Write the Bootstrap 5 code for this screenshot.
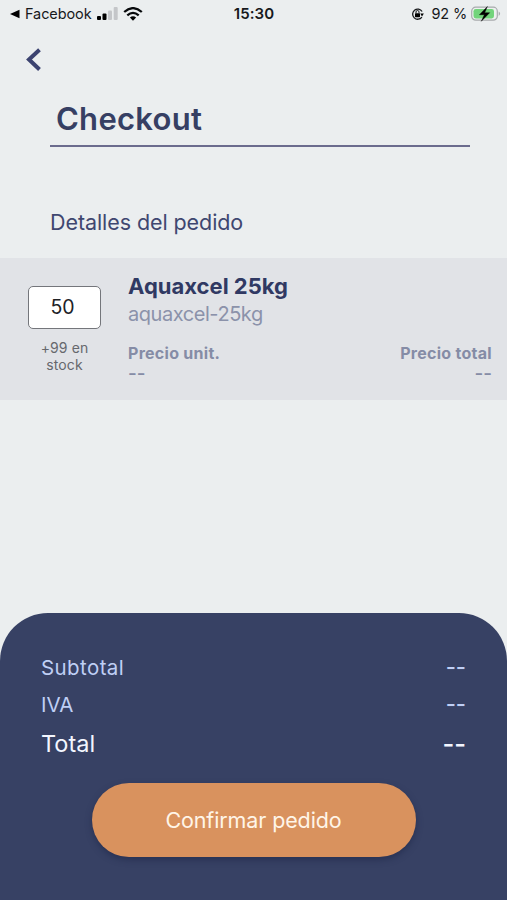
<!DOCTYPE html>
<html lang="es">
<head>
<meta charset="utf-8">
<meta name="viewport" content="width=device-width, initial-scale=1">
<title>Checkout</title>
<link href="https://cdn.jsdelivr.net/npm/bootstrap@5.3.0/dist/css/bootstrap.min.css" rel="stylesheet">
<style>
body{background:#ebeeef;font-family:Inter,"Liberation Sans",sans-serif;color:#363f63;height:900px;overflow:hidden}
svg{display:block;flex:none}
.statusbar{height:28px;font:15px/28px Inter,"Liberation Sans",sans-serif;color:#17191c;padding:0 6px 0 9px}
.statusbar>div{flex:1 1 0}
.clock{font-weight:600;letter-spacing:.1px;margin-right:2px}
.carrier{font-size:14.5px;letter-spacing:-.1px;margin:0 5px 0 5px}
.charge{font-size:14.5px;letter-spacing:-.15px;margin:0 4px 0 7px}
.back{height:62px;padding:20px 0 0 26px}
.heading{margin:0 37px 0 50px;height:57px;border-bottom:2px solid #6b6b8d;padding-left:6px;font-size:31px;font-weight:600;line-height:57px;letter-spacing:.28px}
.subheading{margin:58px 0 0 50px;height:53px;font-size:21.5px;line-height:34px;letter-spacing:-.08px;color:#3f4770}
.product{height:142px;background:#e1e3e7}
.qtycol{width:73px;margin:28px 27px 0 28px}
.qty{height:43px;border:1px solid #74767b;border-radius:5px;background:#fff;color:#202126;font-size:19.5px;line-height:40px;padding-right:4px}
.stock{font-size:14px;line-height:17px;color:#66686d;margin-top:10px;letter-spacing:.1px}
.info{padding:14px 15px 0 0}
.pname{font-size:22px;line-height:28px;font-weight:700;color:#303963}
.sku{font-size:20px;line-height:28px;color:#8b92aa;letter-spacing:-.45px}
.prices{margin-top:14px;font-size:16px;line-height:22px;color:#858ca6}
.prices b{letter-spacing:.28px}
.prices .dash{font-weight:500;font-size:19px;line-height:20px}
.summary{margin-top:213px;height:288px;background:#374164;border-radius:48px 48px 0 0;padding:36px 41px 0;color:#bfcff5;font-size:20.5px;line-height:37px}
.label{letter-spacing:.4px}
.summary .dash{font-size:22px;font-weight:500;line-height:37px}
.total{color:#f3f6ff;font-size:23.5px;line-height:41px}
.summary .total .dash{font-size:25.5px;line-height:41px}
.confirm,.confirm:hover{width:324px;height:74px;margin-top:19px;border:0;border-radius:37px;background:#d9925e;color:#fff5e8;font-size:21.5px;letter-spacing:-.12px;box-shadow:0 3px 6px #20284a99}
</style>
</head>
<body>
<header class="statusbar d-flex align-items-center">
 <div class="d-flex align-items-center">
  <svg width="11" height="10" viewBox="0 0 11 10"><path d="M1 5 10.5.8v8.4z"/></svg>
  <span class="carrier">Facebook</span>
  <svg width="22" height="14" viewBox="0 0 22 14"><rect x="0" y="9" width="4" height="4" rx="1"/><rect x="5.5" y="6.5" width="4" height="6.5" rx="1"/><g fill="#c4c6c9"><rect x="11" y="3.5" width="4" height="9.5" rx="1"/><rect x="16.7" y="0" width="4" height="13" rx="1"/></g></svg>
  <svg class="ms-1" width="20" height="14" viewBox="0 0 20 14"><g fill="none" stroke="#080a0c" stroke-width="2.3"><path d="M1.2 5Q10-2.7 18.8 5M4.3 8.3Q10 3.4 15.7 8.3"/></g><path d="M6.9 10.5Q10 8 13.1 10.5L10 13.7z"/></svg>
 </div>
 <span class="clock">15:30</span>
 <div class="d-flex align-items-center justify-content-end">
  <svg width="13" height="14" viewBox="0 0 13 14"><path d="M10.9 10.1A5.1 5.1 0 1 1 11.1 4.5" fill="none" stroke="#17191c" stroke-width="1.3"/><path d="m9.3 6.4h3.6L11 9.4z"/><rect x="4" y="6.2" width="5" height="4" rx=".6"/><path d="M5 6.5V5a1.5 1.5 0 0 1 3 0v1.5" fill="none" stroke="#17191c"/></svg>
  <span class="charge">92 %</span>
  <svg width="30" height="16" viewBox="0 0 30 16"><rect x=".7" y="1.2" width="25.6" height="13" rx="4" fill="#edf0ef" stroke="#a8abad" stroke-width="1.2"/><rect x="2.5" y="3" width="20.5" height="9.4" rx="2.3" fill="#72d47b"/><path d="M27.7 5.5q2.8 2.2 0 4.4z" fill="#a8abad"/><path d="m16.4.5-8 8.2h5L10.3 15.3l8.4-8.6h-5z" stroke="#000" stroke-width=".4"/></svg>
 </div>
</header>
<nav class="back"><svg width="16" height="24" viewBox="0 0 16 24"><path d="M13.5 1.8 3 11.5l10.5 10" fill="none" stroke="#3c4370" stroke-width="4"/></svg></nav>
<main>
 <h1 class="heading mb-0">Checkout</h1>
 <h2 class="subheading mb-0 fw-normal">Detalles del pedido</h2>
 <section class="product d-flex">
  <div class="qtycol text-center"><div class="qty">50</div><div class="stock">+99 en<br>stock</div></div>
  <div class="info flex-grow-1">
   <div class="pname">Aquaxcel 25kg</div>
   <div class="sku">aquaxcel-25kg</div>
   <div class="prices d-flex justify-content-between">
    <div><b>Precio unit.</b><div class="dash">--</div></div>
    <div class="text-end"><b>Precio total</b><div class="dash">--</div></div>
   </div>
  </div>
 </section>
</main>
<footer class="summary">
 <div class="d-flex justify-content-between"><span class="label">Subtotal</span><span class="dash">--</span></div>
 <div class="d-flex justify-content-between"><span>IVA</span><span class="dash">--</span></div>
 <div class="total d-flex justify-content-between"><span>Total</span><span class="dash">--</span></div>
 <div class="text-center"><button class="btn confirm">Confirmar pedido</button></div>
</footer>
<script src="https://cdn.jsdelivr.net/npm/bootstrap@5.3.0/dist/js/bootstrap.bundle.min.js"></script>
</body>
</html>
--
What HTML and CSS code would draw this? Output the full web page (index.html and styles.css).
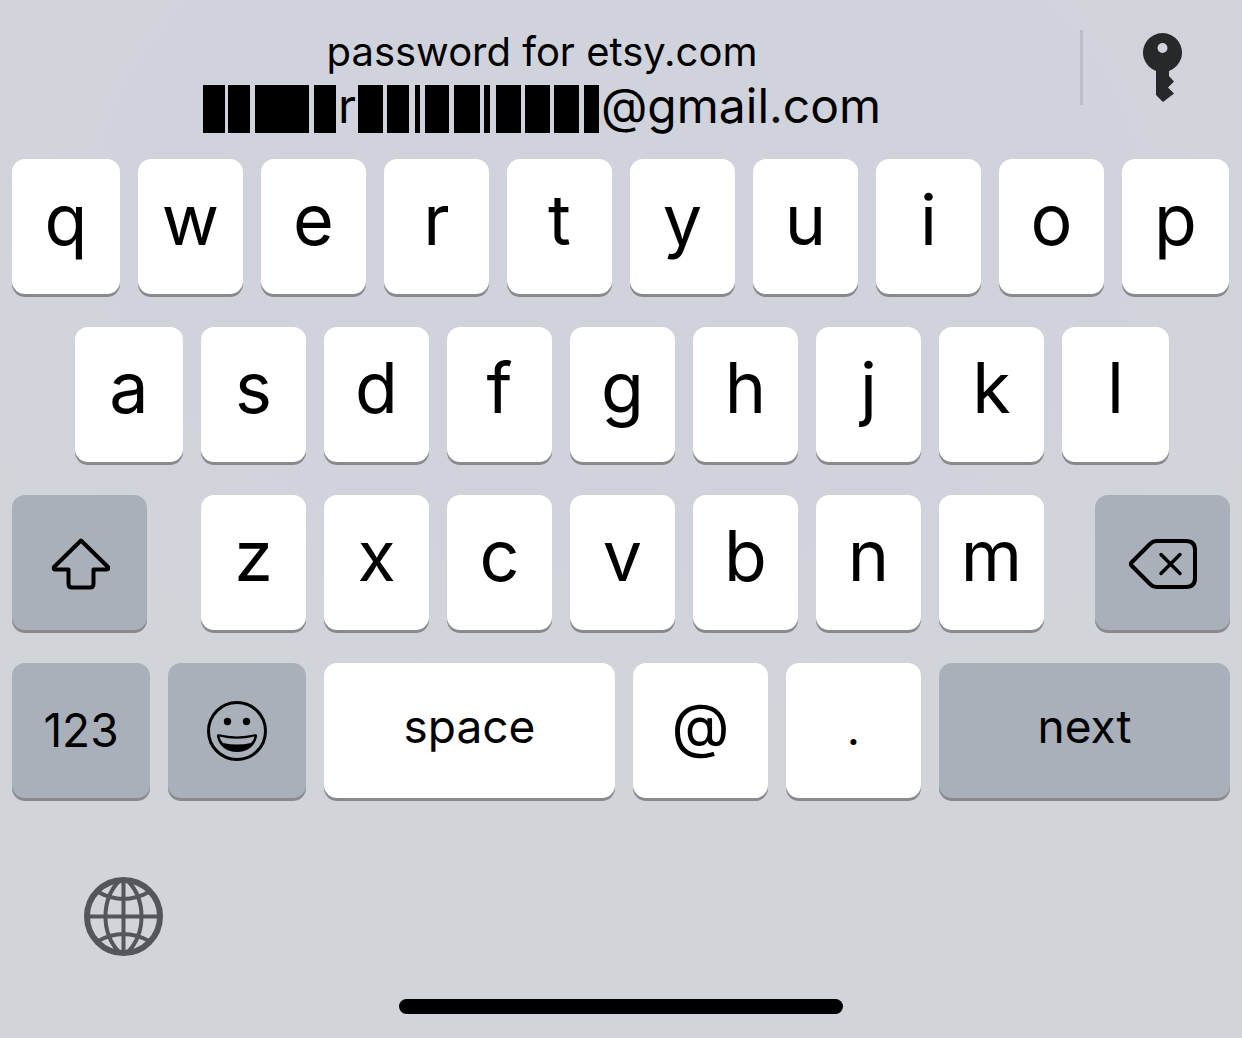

What you have to do —
Only lines that contain the word "code" are wanted; copy each of them.

Final answer —
Write the Bootstrap 5 code for this screenshot.
What HTML and CSS code would draw this? Output the full web page (index.html and styles.css).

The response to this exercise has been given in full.